__Requirement__: Count lines with the string "size" in them. State the number alone.

[BEGIN Data segment]

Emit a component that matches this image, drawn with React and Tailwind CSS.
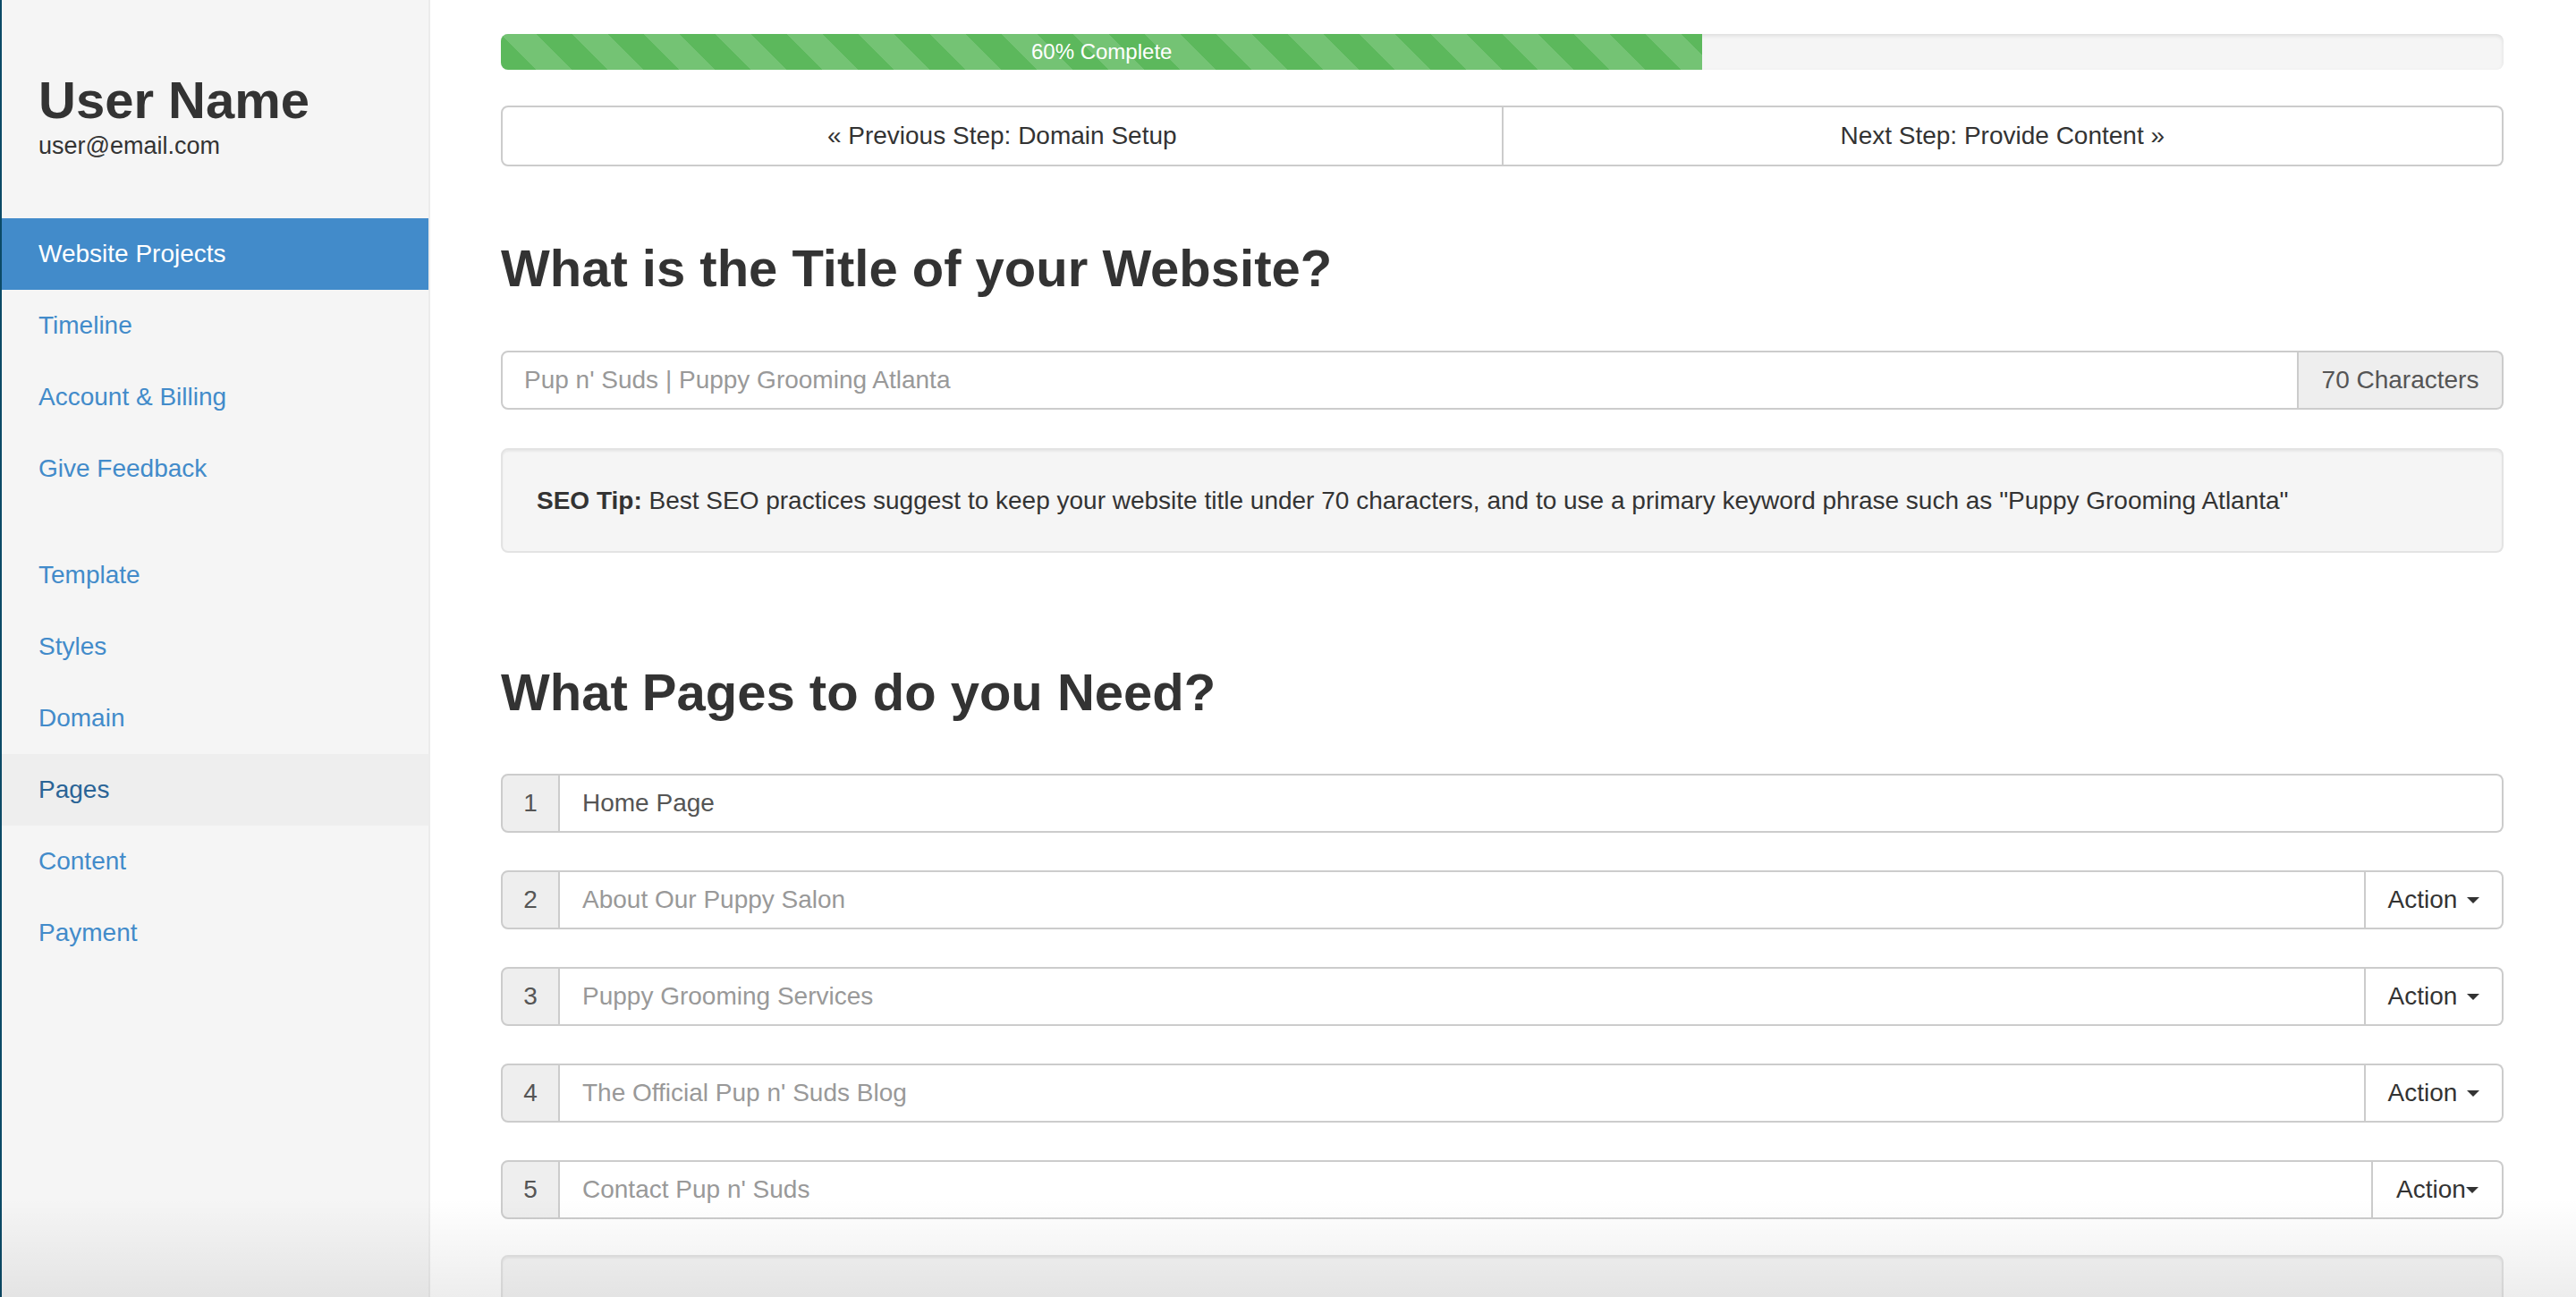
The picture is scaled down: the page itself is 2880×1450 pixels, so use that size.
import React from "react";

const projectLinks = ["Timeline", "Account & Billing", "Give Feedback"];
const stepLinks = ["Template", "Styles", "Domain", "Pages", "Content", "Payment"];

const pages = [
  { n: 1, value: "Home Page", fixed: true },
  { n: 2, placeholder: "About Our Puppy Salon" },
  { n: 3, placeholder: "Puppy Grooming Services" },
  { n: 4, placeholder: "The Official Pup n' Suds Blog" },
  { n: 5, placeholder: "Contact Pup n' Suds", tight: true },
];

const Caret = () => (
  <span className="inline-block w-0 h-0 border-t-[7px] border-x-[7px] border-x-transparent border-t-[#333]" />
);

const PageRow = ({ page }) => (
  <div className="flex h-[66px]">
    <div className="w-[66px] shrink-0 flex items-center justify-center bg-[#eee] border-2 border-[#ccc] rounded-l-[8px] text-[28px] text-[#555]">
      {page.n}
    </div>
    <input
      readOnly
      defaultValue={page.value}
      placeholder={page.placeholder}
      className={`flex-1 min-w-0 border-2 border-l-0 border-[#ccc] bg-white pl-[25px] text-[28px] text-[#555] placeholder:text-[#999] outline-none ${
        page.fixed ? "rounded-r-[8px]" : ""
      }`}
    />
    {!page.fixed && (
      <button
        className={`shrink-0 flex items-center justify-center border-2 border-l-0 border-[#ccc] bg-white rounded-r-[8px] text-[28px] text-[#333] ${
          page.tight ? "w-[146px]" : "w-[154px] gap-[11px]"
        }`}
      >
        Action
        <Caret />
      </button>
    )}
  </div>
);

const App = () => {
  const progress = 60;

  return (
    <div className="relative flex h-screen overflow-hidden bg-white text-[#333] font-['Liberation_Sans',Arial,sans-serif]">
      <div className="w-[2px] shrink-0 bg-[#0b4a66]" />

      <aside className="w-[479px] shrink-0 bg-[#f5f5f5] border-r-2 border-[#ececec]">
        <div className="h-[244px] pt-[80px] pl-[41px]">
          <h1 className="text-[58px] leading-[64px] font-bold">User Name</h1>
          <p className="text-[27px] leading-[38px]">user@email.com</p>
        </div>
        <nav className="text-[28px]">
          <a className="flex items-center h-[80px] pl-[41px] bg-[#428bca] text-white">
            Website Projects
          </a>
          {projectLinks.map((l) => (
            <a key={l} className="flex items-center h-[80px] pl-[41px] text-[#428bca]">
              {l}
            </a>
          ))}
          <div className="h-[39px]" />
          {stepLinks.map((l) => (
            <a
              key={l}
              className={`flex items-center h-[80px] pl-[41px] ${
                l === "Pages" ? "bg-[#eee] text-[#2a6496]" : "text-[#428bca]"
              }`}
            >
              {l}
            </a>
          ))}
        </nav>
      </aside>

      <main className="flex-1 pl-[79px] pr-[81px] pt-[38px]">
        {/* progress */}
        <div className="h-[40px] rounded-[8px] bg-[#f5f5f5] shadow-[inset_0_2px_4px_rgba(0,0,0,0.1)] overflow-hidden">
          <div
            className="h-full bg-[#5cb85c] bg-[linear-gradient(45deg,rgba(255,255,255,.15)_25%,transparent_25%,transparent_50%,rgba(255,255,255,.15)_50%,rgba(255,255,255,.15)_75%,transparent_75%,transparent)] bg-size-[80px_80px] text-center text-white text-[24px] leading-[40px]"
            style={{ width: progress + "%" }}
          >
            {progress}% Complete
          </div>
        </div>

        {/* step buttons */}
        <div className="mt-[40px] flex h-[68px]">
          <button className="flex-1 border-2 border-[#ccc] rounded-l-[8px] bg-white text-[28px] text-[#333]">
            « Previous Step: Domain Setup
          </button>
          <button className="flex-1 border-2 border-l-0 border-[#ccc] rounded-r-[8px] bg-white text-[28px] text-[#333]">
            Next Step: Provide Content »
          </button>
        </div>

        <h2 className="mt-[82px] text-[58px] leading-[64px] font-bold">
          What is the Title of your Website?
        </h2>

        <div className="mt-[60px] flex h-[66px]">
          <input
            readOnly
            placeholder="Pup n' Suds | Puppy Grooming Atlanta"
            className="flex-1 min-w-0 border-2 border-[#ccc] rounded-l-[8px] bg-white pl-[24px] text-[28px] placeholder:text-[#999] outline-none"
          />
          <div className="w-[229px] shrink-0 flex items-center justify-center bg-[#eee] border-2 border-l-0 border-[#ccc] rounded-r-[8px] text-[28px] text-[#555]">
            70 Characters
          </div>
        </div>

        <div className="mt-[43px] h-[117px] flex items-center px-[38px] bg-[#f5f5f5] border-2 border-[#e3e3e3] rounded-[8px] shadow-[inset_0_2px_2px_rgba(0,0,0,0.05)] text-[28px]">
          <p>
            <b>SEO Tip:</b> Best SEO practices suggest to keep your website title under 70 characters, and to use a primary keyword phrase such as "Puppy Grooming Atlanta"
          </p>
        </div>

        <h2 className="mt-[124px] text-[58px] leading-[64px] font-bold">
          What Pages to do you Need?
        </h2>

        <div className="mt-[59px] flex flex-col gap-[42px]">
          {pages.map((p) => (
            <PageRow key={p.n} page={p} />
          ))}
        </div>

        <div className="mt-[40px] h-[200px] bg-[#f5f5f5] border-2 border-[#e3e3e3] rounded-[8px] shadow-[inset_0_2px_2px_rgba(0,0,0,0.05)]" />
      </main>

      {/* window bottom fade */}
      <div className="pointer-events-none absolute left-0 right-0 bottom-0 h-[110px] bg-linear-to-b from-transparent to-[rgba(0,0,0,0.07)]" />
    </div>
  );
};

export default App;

[END Data segment]

__Task answer__: 2